## Task prompt
Leave out the pictures and transcribe everything else exactly.

## Data to use

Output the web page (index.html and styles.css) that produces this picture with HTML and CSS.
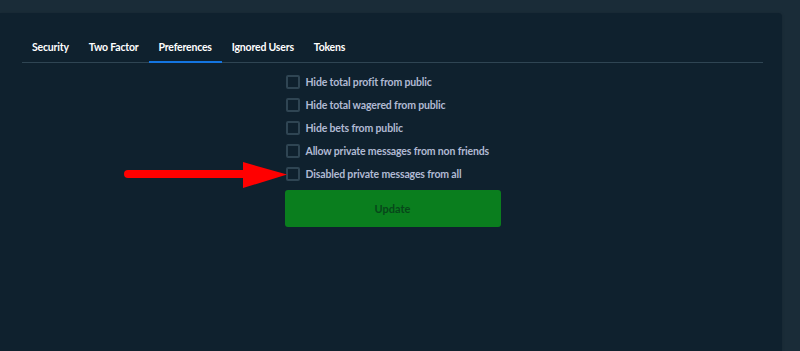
FILE: index.html
```html
<!DOCTYPE html>
<html>
<head>
<meta charset="utf-8">
<link rel="stylesheet" href="styles.css">
</head>
<body>
<div class="panel">
  <nav class="tabs">
    <span class="tab">Security</span>
    <span class="tab">Two Factor</span>
    <span class="tab active">Preferences</span>
    <span class="tab">Ignored Users</span>
    <span class="tab">Tokens</span>
  </nav>
  <form class="prefs">
    <label class="row"><span class="box"></span><span class="lbl">Hide total profit from public</span></label>
    <label class="row"><span class="box"></span><span class="lbl">Hide total wagered from public</span></label>
    <label class="row"><span class="box"></span><span class="lbl">Hide bets from public</span></label>
    <label class="row"><span class="box"></span><span class="lbl">Allow private messages from non friends</span></label>
    <label class="row"><span class="box"></span><span class="lbl">Disabled private messages from all</span></label>
    <button type="button" class="update">Update</button>
  </form>
</div>
<svg class="arrow" width="170" height="32" viewBox="0 0 170 32">
  <line x1="7" y1="14" x2="128" y2="14" stroke="#ff0000" stroke-width="8" stroke-linecap="round"/>
  <polygon points="122,2 166,14.5 122,28" fill="#ff0000"/>
</svg>
</body>
</html>
```
FILE: styles.css
```css
html, body {
  margin: 0;
  padding: 0;
  height: 100%;
}
body {
  background: #1a2c38;
  font-family: Lato, "Open Sans", sans-serif;
  overflow: hidden;
  position: relative;
}
.panel {
  margin: 13px 18px 0 0;
  height: 338px;
  background: #0f212e;
  border-radius: 0 4px 0 0;
  padding: 0 19px 0 22px;
  box-sizing: border-box;
  box-shadow: 0 0 3px rgba(0,0,0,0.15);
}
.tabs {
  display: flex;
  padding-top: 29px;
  border-bottom: 1px solid #2f4553;
}
.tab {
  padding: 0 10px 8px;
  font-size: 10.5px;
  font-weight: 700;
  color: #ffffff;
  line-height: 11px;
  margin-bottom: -1px;
  border-bottom: 2px solid transparent;
  letter-spacing: -0.2px;
}
.tab.active {
  border-bottom-color: #1475e1;
}
.prefs {
  width: 216px;
  margin: 12px auto 0;
  display: flex;
  flex-direction: column;
}
.row {
  display: flex;
  align-items: center;
  height: 14px;
  margin-bottom: 9px;
}
.box {
  width: 14px;
  height: 14px;
  box-sizing: border-box;
  border: 2px solid #2f4553;
  border-radius: 2px;
  margin: 0 6px 0 1px;
  flex: none;
}
.lbl {
  font-size: 10.5px;
  font-weight: 700;
  color: #b1bad3;
  white-space: nowrap;
  letter-spacing: -0.15px;
}
.update {
  margin-top: 0;
  height: 37px;
  width: 216px;
  border: none;
  border-radius: 3px;
  background: #0a7e1e;
  color: #07471a;
  font-family: Lato, "Open Sans", sans-serif;
  font-size: 11px;
  font-weight: 700;
}
.arrow {
  position: absolute;
  left: 121px;
  top: 160px;
}
```
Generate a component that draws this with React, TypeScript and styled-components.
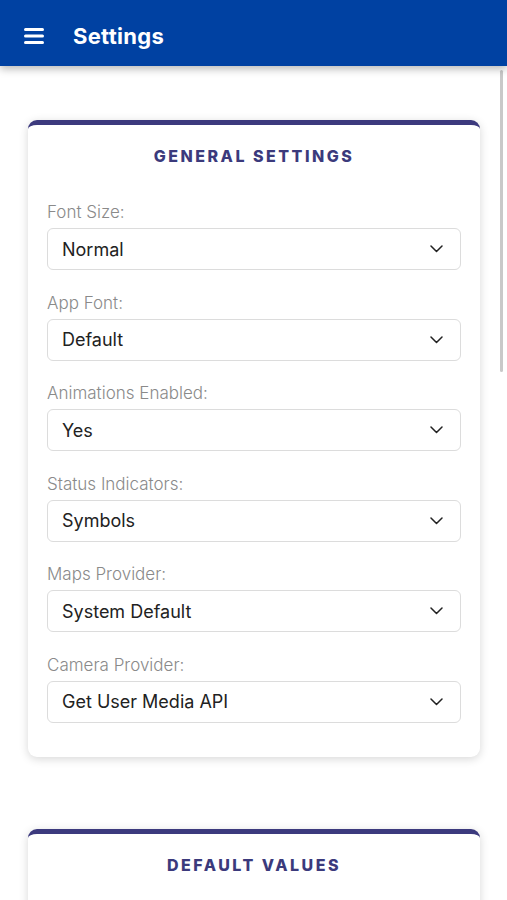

## Exercise output
Output the web page (index.html and styles.css) that produces this picture with HTML and CSS.
FILE: index.html
```html
<!DOCTYPE html>
<html>
<head>
<meta charset="utf-8">
<link rel="stylesheet" href="styles.css">
</head>
<body>
<div class="panel">
  <nav class="tabs">
    <span class="tab">Security</span>
    <span class="tab">Two Factor</span>
    <span class="tab active">Preferences</span>
    <span class="tab">Ignored Users</span>
    <span class="tab">Tokens</span>
  </nav>
  <form class="prefs">
    <label class="row"><span class="box"></span><span class="lbl">Hide total profit from public</span></label>
    <label class="row"><span class="box"></span><span class="lbl">Hide total wagered from public</span></label>
    <label class="row"><span class="box"></span><span class="lbl">Hide bets from public</span></label>
    <label class="row"><span class="box"></span><span class="lbl">Allow private messages from non friends</span></label>
    <label class="row"><span class="box"></span><span class="lbl">Disabled private messages from all</span></label>
    <button type="button" class="update">Update</button>
  </form>
</div>
<svg class="arrow" width="170" height="32" viewBox="0 0 170 32">
  <line x1="7" y1="14" x2="128" y2="14" stroke="#ff0000" stroke-width="8" stroke-linecap="round"/>
  <polygon points="122,2 166,14.5 122,28" fill="#ff0000"/>
</svg>
</body>
</html>
```
FILE: styles.css
```css
html, body {
  margin: 0;
  padding: 0;
  height: 100%;
}
body {
  background: #1a2c38;
  font-family: Lato, "Open Sans", sans-serif;
  overflow: hidden;
  position: relative;
}
.panel {
  margin: 13px 18px 0 0;
  height: 338px;
  background: #0f212e;
  border-radius: 0 4px 0 0;
  padding: 0 19px 0 22px;
  box-sizing: border-box;
  box-shadow: 0 0 3px rgba(0,0,0,0.15);
}
.tabs {
  display: flex;
  padding-top: 29px;
  border-bottom: 1px solid #2f4553;
}
.tab {
  padding: 0 10px 8px;
  font-size: 10.5px;
  font-weight: 700;
  color: #ffffff;
  line-height: 11px;
  margin-bottom: -1px;
  border-bottom: 2px solid transparent;
  letter-spacing: -0.2px;
}
.tab.active {
  border-bottom-color: #1475e1;
}
.prefs {
  width: 216px;
  margin: 12px auto 0;
  display: flex;
  flex-direction: column;
}
.row {
  display: flex;
  align-items: center;
  height: 14px;
  margin-bottom: 9px;
}
.box {
  width: 14px;
  height: 14px;
  box-sizing: border-box;
  border: 2px solid #2f4553;
  border-radius: 2px;
  margin: 0 6px 0 1px;
  flex: none;
}
.lbl {
  font-size: 10.5px;
  font-weight: 700;
  color: #b1bad3;
  white-space: nowrap;
  letter-spacing: -0.15px;
}
.update {
  margin-top: 0;
  height: 37px;
  width: 216px;
  border: none;
  border-radius: 3px;
  background: #0a7e1e;
  color: #07471a;
  font-family: Lato, "Open Sans", sans-serif;
  font-size: 11px;
  font-weight: 700;
}
.arrow {
  position: absolute;
  left: 121px;
  top: 160px;
}
```
Generate a component that draws this with React, TypeScript and styled-components.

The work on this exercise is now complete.